[begin Material]

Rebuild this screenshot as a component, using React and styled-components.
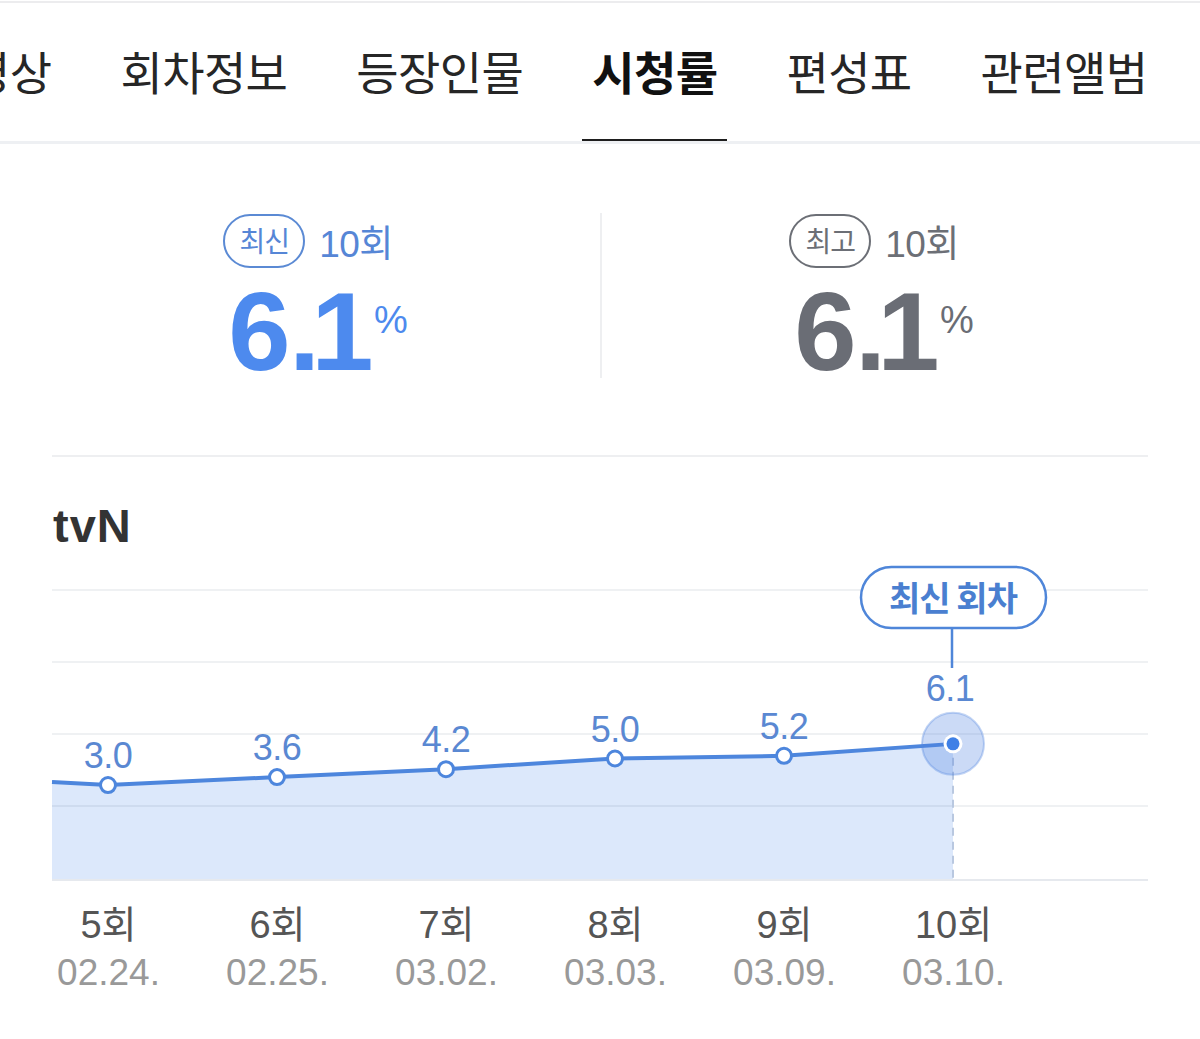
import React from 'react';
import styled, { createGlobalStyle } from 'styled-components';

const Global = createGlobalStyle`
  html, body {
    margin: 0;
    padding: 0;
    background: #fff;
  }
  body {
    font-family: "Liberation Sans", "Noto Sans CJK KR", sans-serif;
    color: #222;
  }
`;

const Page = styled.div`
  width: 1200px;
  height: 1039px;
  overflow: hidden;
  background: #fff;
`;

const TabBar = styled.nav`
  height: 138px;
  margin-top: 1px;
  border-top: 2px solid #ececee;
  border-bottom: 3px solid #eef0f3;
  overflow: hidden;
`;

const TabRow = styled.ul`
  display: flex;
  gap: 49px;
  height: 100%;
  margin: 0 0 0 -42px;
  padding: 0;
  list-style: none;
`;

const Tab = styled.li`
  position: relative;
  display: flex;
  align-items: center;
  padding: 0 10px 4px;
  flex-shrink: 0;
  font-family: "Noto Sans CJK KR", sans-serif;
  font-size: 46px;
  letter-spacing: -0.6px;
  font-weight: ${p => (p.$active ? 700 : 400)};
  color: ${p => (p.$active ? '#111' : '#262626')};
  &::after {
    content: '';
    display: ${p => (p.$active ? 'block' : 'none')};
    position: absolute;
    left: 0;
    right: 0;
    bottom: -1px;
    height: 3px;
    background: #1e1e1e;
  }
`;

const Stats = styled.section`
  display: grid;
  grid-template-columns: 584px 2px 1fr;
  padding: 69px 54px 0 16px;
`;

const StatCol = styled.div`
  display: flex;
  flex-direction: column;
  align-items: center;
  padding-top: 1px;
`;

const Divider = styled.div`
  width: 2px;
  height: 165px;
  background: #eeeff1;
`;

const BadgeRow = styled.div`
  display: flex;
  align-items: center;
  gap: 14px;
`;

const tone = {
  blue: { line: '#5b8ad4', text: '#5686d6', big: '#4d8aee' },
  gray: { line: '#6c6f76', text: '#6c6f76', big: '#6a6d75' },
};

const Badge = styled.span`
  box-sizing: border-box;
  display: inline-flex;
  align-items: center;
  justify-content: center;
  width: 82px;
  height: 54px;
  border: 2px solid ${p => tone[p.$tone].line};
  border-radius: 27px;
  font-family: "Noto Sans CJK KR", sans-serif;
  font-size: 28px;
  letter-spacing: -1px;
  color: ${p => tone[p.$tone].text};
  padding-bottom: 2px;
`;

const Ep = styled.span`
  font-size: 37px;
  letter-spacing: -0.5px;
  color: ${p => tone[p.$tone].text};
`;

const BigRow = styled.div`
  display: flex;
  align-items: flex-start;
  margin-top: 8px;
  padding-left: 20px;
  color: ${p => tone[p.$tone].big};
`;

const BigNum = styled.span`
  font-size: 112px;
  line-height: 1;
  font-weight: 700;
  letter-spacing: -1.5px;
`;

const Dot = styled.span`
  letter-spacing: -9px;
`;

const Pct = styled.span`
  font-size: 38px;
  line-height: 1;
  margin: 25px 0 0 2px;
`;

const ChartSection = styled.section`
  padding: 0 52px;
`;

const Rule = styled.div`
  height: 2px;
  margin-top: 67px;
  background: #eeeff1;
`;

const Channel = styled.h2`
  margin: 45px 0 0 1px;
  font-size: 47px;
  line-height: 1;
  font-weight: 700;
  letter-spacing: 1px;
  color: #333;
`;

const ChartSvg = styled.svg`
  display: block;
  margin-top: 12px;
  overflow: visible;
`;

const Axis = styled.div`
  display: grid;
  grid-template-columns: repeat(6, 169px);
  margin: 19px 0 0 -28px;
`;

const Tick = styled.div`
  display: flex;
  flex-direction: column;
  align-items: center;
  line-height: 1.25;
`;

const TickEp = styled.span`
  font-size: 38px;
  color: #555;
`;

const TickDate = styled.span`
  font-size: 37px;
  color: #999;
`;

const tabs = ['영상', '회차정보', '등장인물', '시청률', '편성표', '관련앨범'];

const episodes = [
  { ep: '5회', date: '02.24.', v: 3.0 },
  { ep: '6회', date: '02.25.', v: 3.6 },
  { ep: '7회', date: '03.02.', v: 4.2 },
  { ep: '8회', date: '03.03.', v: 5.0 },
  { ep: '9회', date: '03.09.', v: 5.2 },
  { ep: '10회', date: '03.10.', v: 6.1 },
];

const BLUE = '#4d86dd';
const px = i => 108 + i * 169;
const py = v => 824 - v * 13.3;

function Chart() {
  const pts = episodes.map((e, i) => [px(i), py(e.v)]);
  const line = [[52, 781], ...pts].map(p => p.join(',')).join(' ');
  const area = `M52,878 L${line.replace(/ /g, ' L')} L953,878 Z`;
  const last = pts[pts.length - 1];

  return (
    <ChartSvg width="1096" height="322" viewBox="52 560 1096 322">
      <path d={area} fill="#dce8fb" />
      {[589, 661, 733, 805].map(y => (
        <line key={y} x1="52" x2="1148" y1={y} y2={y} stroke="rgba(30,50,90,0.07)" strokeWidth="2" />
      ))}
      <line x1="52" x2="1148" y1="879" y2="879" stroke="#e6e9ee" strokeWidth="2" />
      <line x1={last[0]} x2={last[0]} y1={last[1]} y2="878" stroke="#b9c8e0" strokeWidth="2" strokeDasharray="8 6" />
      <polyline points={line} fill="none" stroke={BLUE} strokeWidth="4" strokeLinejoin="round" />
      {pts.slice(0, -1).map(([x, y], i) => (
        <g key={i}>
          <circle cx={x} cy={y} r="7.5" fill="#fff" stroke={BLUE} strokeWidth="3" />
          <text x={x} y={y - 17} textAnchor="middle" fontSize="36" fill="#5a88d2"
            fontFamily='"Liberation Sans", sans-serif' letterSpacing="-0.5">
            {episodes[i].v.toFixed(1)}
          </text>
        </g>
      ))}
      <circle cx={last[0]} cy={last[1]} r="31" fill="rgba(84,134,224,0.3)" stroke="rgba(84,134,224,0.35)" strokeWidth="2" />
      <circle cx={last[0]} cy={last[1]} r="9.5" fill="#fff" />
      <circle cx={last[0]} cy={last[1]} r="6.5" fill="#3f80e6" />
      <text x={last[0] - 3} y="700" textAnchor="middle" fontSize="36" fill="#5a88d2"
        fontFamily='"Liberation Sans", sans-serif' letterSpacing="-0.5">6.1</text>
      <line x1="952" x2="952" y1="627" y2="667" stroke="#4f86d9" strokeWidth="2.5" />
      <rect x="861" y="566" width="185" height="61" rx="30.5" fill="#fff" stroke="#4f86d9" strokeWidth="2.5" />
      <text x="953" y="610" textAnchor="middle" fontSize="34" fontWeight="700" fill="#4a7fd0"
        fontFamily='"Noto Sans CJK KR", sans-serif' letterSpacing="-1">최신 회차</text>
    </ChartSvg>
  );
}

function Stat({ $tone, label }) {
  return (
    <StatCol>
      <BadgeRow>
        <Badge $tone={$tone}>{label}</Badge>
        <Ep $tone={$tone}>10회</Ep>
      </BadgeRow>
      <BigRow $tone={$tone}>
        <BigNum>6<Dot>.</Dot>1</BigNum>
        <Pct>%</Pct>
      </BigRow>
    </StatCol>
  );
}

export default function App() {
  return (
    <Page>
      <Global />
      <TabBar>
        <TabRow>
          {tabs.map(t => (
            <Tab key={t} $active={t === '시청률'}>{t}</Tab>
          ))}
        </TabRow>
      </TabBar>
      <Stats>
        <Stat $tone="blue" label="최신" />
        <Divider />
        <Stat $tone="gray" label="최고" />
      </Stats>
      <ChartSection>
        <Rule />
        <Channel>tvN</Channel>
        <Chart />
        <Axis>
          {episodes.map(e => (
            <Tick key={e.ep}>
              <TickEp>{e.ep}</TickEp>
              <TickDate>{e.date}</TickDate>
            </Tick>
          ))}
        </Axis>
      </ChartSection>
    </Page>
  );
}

[end Material]

Problem
Leave out the pictures and restate everything else word for word.

Answer for this exercise
Rebuild this screenshot as a component, using React and styled-components.
import React from 'react';
import styled, { createGlobalStyle } from 'styled-components';

const Global = createGlobalStyle`
  html, body {
    margin: 0;
    padding: 0;
    background: #fff;
  }
  body {
    font-family: "Liberation Sans", "Noto Sans CJK KR", sans-serif;
    color: #222;
  }
`;

const Page = styled.div`
  width: 1200px;
  height: 1039px;
  overflow: hidden;
  background: #fff;
`;

const TabBar = styled.nav`
  height: 138px;
  margin-top: 1px;
  border-top: 2px solid #ececee;
  border-bottom: 3px solid #eef0f3;
  overflow: hidden;
`;

const TabRow = styled.ul`
  display: flex;
  gap: 49px;
  height: 100%;
  margin: 0 0 0 -42px;
  padding: 0;
  list-style: none;
`;

const Tab = styled.li`
  position: relative;
  display: flex;
  align-items: center;
  padding: 0 10px 4px;
  flex-shrink: 0;
  font-family: "Noto Sans CJK KR", sans-serif;
  font-size: 46px;
  letter-spacing: -0.6px;
  font-weight: ${p => (p.$active ? 700 : 400)};
  color: ${p => (p.$active ? '#111' : '#262626')};
  &::after {
    content: '';
    display: ${p => (p.$active ? 'block' : 'none')};
    position: absolute;
    left: 0;
    right: 0;
    bottom: -1px;
    height: 3px;
    background: #1e1e1e;
  }
`;

const Stats = styled.section`
  display: grid;
  grid-template-columns: 584px 2px 1fr;
  padding: 69px 54px 0 16px;
`;

const StatCol = styled.div`
  display: flex;
  flex-direction: column;
  align-items: center;
  padding-top: 1px;
`;

const Divider = styled.div`
  width: 2px;
  height: 165px;
  background: #eeeff1;
`;

const BadgeRow = styled.div`
  display: flex;
  align-items: center;
  gap: 14px;
`;

const tone = {
  blue: { line: '#5b8ad4', text: '#5686d6', big: '#4d8aee' },
  gray: { line: '#6c6f76', text: '#6c6f76', big: '#6a6d75' },
};

const Badge = styled.span`
  box-sizing: border-box;
  display: inline-flex;
  align-items: center;
  justify-content: center;
  width: 82px;
  height: 54px;
  border: 2px solid ${p => tone[p.$tone].line};
  border-radius: 27px;
  font-family: "Noto Sans CJK KR", sans-serif;
  font-size: 28px;
  letter-spacing: -1px;
  color: ${p => tone[p.$tone].text};
  padding-bottom: 2px;
`;

const Ep = styled.span`
  font-size: 37px;
  letter-spacing: -0.5px;
  color: ${p => tone[p.$tone].text};
`;

const BigRow = styled.div`
  display: flex;
  align-items: flex-start;
  margin-top: 8px;
  padding-left: 20px;
  color: ${p => tone[p.$tone].big};
`;

const BigNum = styled.span`
  font-size: 112px;
  line-height: 1;
  font-weight: 700;
  letter-spacing: -1.5px;
`;

const Dot = styled.span`
  letter-spacing: -9px;
`;

const Pct = styled.span`
  font-size: 38px;
  line-height: 1;
  margin: 25px 0 0 2px;
`;

const ChartSection = styled.section`
  padding: 0 52px;
`;

const Rule = styled.div`
  height: 2px;
  margin-top: 67px;
  background: #eeeff1;
`;

const Channel = styled.h2`
  margin: 45px 0 0 1px;
  font-size: 47px;
  line-height: 1;
  font-weight: 700;
  letter-spacing: 1px;
  color: #333;
`;

const ChartSvg = styled.svg`
  display: block;
  margin-top: 12px;
  overflow: visible;
`;

const Axis = styled.div`
  display: grid;
  grid-template-columns: repeat(6, 169px);
  margin: 19px 0 0 -28px;
`;

const Tick = styled.div`
  display: flex;
  flex-direction: column;
  align-items: center;
  line-height: 1.25;
`;

const TickEp = styled.span`
  font-size: 38px;
  color: #555;
`;

const TickDate = styled.span`
  font-size: 37px;
  color: #999;
`;

const tabs = ['영상', '회차정보', '등장인물', '시청률', '편성표', '관련앨범'];

const episodes = [
  { ep: '5회', date: '02.24.', v: 3.0 },
  { ep: '6회', date: '02.25.', v: 3.6 },
  { ep: '7회', date: '03.02.', v: 4.2 },
  { ep: '8회', date: '03.03.', v: 5.0 },
  { ep: '9회', date: '03.09.', v: 5.2 },
  { ep: '10회', date: '03.10.', v: 6.1 },
];

const BLUE = '#4d86dd';
const px = i => 108 + i * 169;
const py = v => 824 - v * 13.3;

function Chart() {
  const pts = episodes.map((e, i) => [px(i), py(e.v)]);
  const line = [[52, 781], ...pts].map(p => p.join(',')).join(' ');
  const area = `M52,878 L${line.replace(/ /g, ' L')} L953,878 Z`;
  const last = pts[pts.length - 1];

  return (
    <ChartSvg width="1096" height="322" viewBox="52 560 1096 322">
      <path d={area} fill="#dce8fb" />
      {[589, 661, 733, 805].map(y => (
        <line key={y} x1="52" x2="1148" y1={y} y2={y} stroke="rgba(30,50,90,0.07)" strokeWidth="2" />
      ))}
      <line x1="52" x2="1148" y1="879" y2="879" stroke="#e6e9ee" strokeWidth="2" />
      <line x1={last[0]} x2={last[0]} y1={last[1]} y2="878" stroke="#b9c8e0" strokeWidth="2" strokeDasharray="8 6" />
      <polyline points={line} fill="none" stroke={BLUE} strokeWidth="4" strokeLinejoin="round" />
      {pts.slice(0, -1).map(([x, y], i) => (
        <g key={i}>
          <circle cx={x} cy={y} r="7.5" fill="#fff" stroke={BLUE} strokeWidth="3" />
          <text x={x} y={y - 17} textAnchor="middle" fontSize="36" fill="#5a88d2"
            fontFamily='"Liberation Sans", sans-serif' letterSpacing="-0.5">
            {episodes[i].v.toFixed(1)}
          </text>
        </g>
      ))}
      <circle cx={last[0]} cy={last[1]} r="31" fill="rgba(84,134,224,0.3)" stroke="rgba(84,134,224,0.35)" strokeWidth="2" />
      <circle cx={last[0]} cy={last[1]} r="9.5" fill="#fff" />
      <circle cx={last[0]} cy={last[1]} r="6.5" fill="#3f80e6" />
      <text x={last[0] - 3} y="700" textAnchor="middle" fontSize="36" fill="#5a88d2"
        fontFamily='"Liberation Sans", sans-serif' letterSpacing="-0.5">6.1</text>
      <line x1="952" x2="952" y1="627" y2="667" stroke="#4f86d9" strokeWidth="2.5" />
      <rect x="861" y="566" width="185" height="61" rx="30.5" fill="#fff" stroke="#4f86d9" strokeWidth="2.5" />
      <text x="953" y="610" textAnchor="middle" fontSize="34" fontWeight="700" fill="#4a7fd0"
        fontFamily='"Noto Sans CJK KR", sans-serif' letterSpacing="-1">최신 회차</text>
    </ChartSvg>
  );
}

function Stat({ $tone, label }) {
  return (
    <StatCol>
      <BadgeRow>
        <Badge $tone={$tone}>{label}</Badge>
        <Ep $tone={$tone}>10회</Ep>
      </BadgeRow>
      <BigRow $tone={$tone}>
        <BigNum>6<Dot>.</Dot>1</BigNum>
        <Pct>%</Pct>
      </BigRow>
    </StatCol>
  );
}

export default function App() {
  return (
    <Page>
      <Global />
      <TabBar>
        <TabRow>
          {tabs.map(t => (
            <Tab key={t} $active={t === '시청률'}>{t}</Tab>
          ))}
        </TabRow>
      </TabBar>
      <Stats>
        <Stat $tone="blue" label="최신" />
        <Divider />
        <Stat $tone="gray" label="최고" />
      </Stats>
      <ChartSection>
        <Rule />
        <Channel>tvN</Channel>
        <Chart />
        <Axis>
          {episodes.map(e => (
            <Tick key={e.ep}>
              <TickEp>{e.ep}</TickEp>
              <TickDate>{e.date}</TickDate>
            </Tick>
          ))}
        </Axis>
      </ChartSection>
    </Page>
  );
}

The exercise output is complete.